One of the most charming corners in a neighborhood that epitomizes charm, Louisburg Square was an 1840s model for town-house development that was never repeated on the Hill because of space restrictions. Today, the grassy square—enclosed by a wrought-iron fence and considered the very heart of Beacon Hill—belongs collectively to the owners of the houses facing it. The statue at the north end of the green is of Columbus, the one at the south end of Aristides the Just; both were donated in 1850 by a Greek merchant who lived on the square. The houses, most of which are now divided into apartments and condominiums, have seen their share of famous tenants, including author and critic William Dean Howells at Nos. 4 and 16, and the Alcotts at No. 10 (Louisa May not only lived but died here, on the day of her father's funeral). In 1852 the singer Jenny Lind was married in the parlor of No. 20. Louisburg Square is also the current home of Massachusetts Senator John Kerry.

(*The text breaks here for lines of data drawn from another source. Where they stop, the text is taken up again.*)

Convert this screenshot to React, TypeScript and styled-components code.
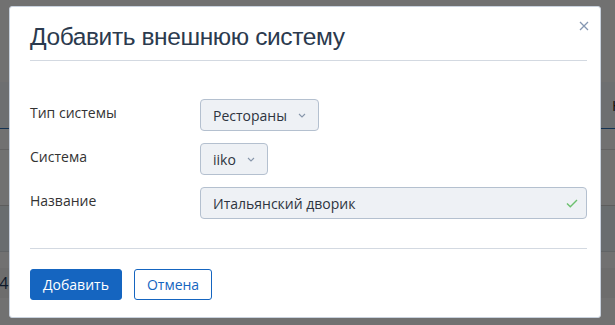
import React from "react";
import styled, { createGlobalStyle } from "styled-components";

const Global = createGlobalStyle`
  html, body { margin: 0; padding: 0; }
  body { width: 615px; height: 325px; overflow: hidden; font-family: "Open Sans", "Noto Sans", sans-serif; }
  * { box-sizing: border-box; }
`;

const Page = styled.div`
  position: relative;
  width: 615px;
  height: 325px;
  background: #fafafa;
  display: flex;
  flex-direction: column;
  overflow: hidden;
`;

const BgRow = styled.div<{ $h: number; $bg: string; $line?: string }>`
  height: ${(p) => p.$h}px;
  background: ${(p) => p.$bg};
  border-bottom: 1px solid ${(p) => p.$line || "transparent"};
  display: flex;
  align-items: center;
  justify-content: space-between;
  font-family: "Open Sans", sans-serif;
  font-size: 16px;
  color: #1e3a5f;
  flex-shrink: 0;
`;

const BgText = styled.span`
  margin-left: -6px;
`;

const BgTextRight = styled.span`
  margin-right: -8px;
  font-size: 15px;
  color: #222;
`;

const Overlay = styled.div`
  position: absolute;
  inset: 0;
  background: rgba(0, 0, 0, 0.55);
`;

const Modal = styled.div`
  position: absolute;
  left: 9px;
  top: 6px;
  width: 592px;
  height: 312px;
  background: #fff;
  border: 1px solid #c9d2de;
  border-radius: 3px;
  padding: 0 13px 0 20px;
  display: flex;
  flex-direction: column;
`;

const Close = styled.button`
  position: absolute;
  right: 8px;
  top: 11px;
  width: 16px;
  height: 16px;
  padding: 0;
  border: none;
  background: none;
  display: flex;
  align-items: center;
  justify-content: center;
  cursor: pointer;
`;

const Header = styled.div`
  padding-top: 15px;
  height: 54px;
  border-bottom: 1px solid #d3d9e1;
`;

const Title = styled.h2`
  margin: 0;
  font-family: "Liberation Sans", Arial, sans-serif;
  font-weight: 400;
  font-size: 24.5px;
  line-height: 30px;
  color: #2b3a4e;
  letter-spacing: -0.4px;
`;

const Body = styled.div`
  padding: 38px 0 29px;
  display: flex;
  flex-direction: column;
  gap: 12px;
  border-bottom: 1px solid #d3d9e1;
`;

const Row = styled.div`
  display: grid;
  grid-template-columns: 170px 1fr;
  align-items: center;
`;

const Label = styled.label`
  font-size: 14px;
  color: #333;
  line-height: 20px;
  margin-top: -4px;
`;

const Select = styled.div`
  justify-self: start;
  height: 32px;
  padding: 0 12px 0 12px;
  display: flex;
  align-items: center;
  gap: 11px;
  background: #eef1f5;
  border: 1px solid #b4c0cf;
  border-radius: 4px;
  font-size: 14px;
  color: #2d3440;
`;

const Input = styled.div`
  height: 32px;
  padding: 0 8px 0 12px;
  display: flex;
  align-items: center;
  justify-content: space-between;
  background: #eef1f5;
  border: 1px solid #b4c0cf;
  border-radius: 4px;
  font-size: 14px;
  color: #2d3440;
`;

const Footer = styled.div`
  padding-top: 20px;
  display: flex;
  gap: 12px;
`;

const Button = styled.button<{ $primary?: boolean }>`
  height: 31px;
  padding: 0 12px;
  border-radius: 3px;
  font-family: "Open Sans", sans-serif;
  font-size: 14px;
  border: 1px solid #1565c0;
  background: ${(p) => (p.$primary ? "#1565c0" : "#fff")};
  color: ${(p) => (p.$primary ? "#fff" : "#1565c0")};
  cursor: pointer;
`;

const Chevron = () => (
  <svg width="8" height="5" viewBox="0 0 8 5" fill="none">
    <path d="M1 1l3 3 3-3" stroke="#8796aa" strokeWidth="1.1" />
  </svg>
);

export default function App() {
  return (
    <>
      <Global />
      <Page>
        <BgRow $h={82} $bg="#fbfbfb" />
        <BgRow $h={47} $bg="#f1f6fa" $line="#2a6fb8">
          <span />
          <BgTextRight>Н</BgTextRight>
        </BgRow>
        <BgRow $h={21} $bg="#fbfbfb" $line="#dcdcdc" />
        <BgRow $h={56} $bg="#fbfbfb" $line="#cfcfcf" />
        <BgRow $h={46} $bg="#e9f1f7" $line="#d8dde2" />
        <BgRow $h={16} $bg="#fbfbfb" />
        <BgRow $h={30} $bg="#f2f2f2">
          <BgText>-4</BgText>
        </BgRow>
        <BgRow $h={30} $bg="#fbfbfb" />
        <Overlay />
        <Modal>
          <Close aria-label="Закрыть">
            <svg width="10" height="10" viewBox="0 0 10 10">
              <path d="M1 1l8 8M9 1l-8 8" stroke="#8597b2" strokeWidth="1.3" />
            </svg>
          </Close>
          <Header>
            <Title>Добавить внешнюю систему</Title>
          </Header>
          <Body>
            <Row>
              <Label>Тип системы</Label>
              <Select>
                Рестораны <Chevron />
              </Select>
            </Row>
            <Row>
              <Label>Система</Label>
              <Select>
                iiko <Chevron />
              </Select>
            </Row>
            <Row>
              <Label>Название</Label>
              <Input>
                Итальянский дворик
                <svg width="12" height="9" viewBox="0 0 12 9" fill="none">
                  <path d="M1 4.5l3.3 3.3L11 1" stroke="#6cc06e" strokeWidth="1.4" />
                </svg>
              </Input>
            </Row>
          </Body>
          <Footer>
            <Button $primary>Добавить</Button>
            <Button>Отмена</Button>
          </Footer>
        </Modal>
      </Page>
    </>
  );
}
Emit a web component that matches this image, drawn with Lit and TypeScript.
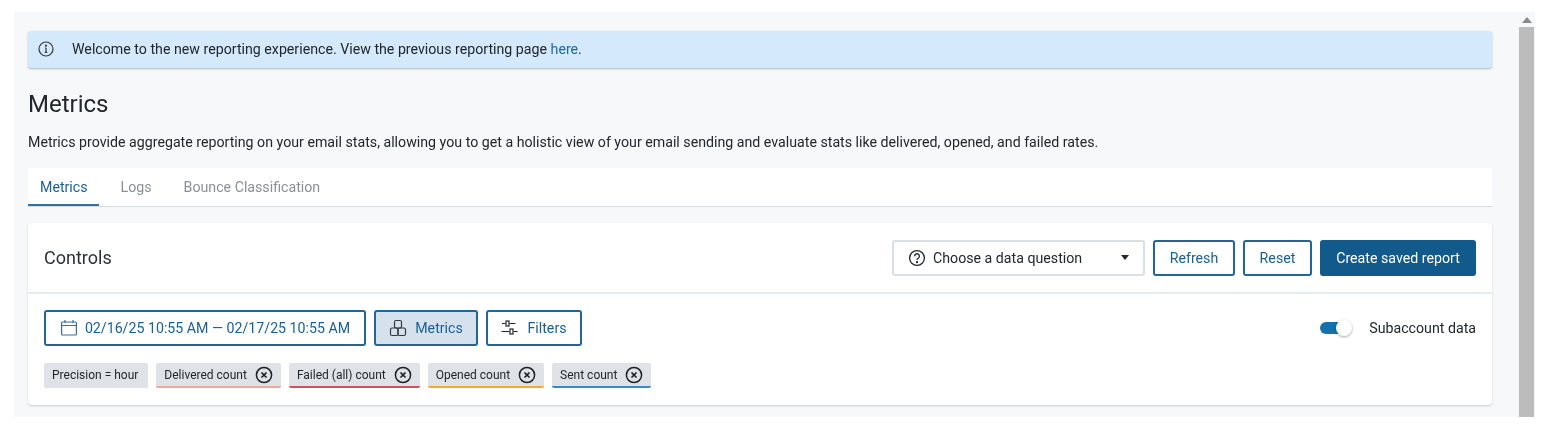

There's a legend that Louisburg (proper Bostonians always pronounce the "s") Square was the location of the Rev. William Blaxton's spring, although there's no water there today. Blaxton, or Blackstone, was one of the first Bostonians, having come to the Shawmut Peninsula to live with his books and his apple trees in the mid-1620s, after the group with whom he arrived from England disbanded. When the Puritans, who had settled in Charlestown, found their water supply inadequate, Blaxton invited them to move across the river, where he assured them they would find an "excellent spring." Just a few years later, he sold them all but 6 acres of the peninsula he had bought from the Native Americans and left for Rhode Island, seeking greater seclusion; a plaque at 50 Beacon Street commemorates him.

  • Metro: Park St.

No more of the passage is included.